All servicemembers, including those deployed, are protected under the Servicemembers Civil Relief Act, signed by President Bush on Dec. 19, 2003, said Army Col. Christopher Garcia, director of legal policy at the Office of the Undersecretary of Defense for Personnel and Readiness.
"The SCRA includes a provision that protects against default judgment. In any civil action, such as a lawsuit or a foreclosure, in which the defendant does not make an appearance, the court must require the plaintiff bringing the suit to file an affidavit saying whether or not the other party in the lawsuit is a servicemember," Garcia explained.
And, if the party being sued for foreclosure or some other debt action is a servicemember, Garcia continued, "then the SCRA requires the judge to do certain things to protect the servicemember's rights" under the law.
For example, he said, the courts "are required to stay the court proceedings for a minimum of 90 days until the servicemember can be present to assert a defense." Most often, such court cases are delayed until the servicemember has completed his or her overseas deployment, Garcia pointed out.
Garcia said he had no specific information regarding recent news reports saying some deployed servicemembers have had their homes foreclosed on or had other assets seized in contradiction to the law.
Business-community compliance with the SCRA "generally has been very good," Garcia noted.
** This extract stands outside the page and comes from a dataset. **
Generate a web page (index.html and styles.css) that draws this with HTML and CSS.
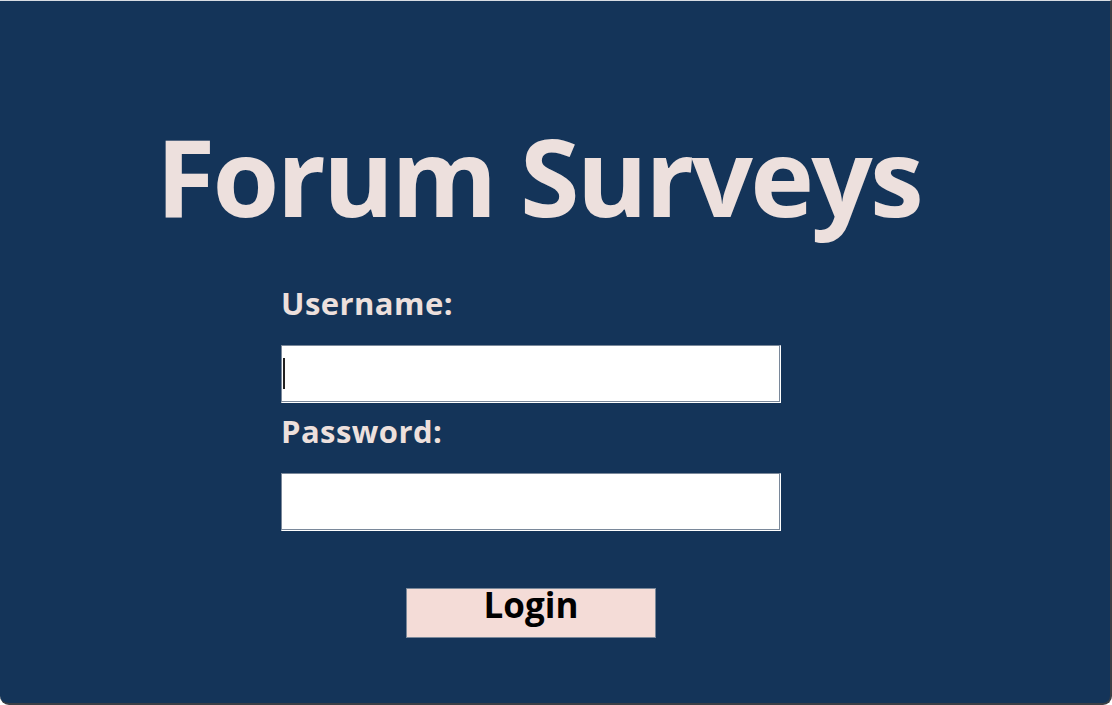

Yet, he acknowledged, there've been "isolated cases of noncompliance." This usually occurs, Garcia said, "when a lender, or landlord, or other person dealing with a servicemember is unaware of the law."
After lenders and other creditors become aware of the law, they usually comply with it, Garcia said.
All active, Reserve and Guard troops on active duty, Garcia said, can contact their local military legal assistance officers to assist them in enforcing SCRA-specified rights.
Servicemembers and their family members can personally visit legal assistance offices. A legal assistance attorney can "draft a letter or make a phone call," he pointed out. If the creditor refuses to comply with the SCRA, either the servicemember can sue privately, or the Department of Justice can bring an enforcement action in federal court.
The SCRA is an update to the Soldiers and Sailors Civil Relief Act of 1940, which was established to provide protections to deployed troops who have difficulty meeting their personal financial and legal obligations due to their military service.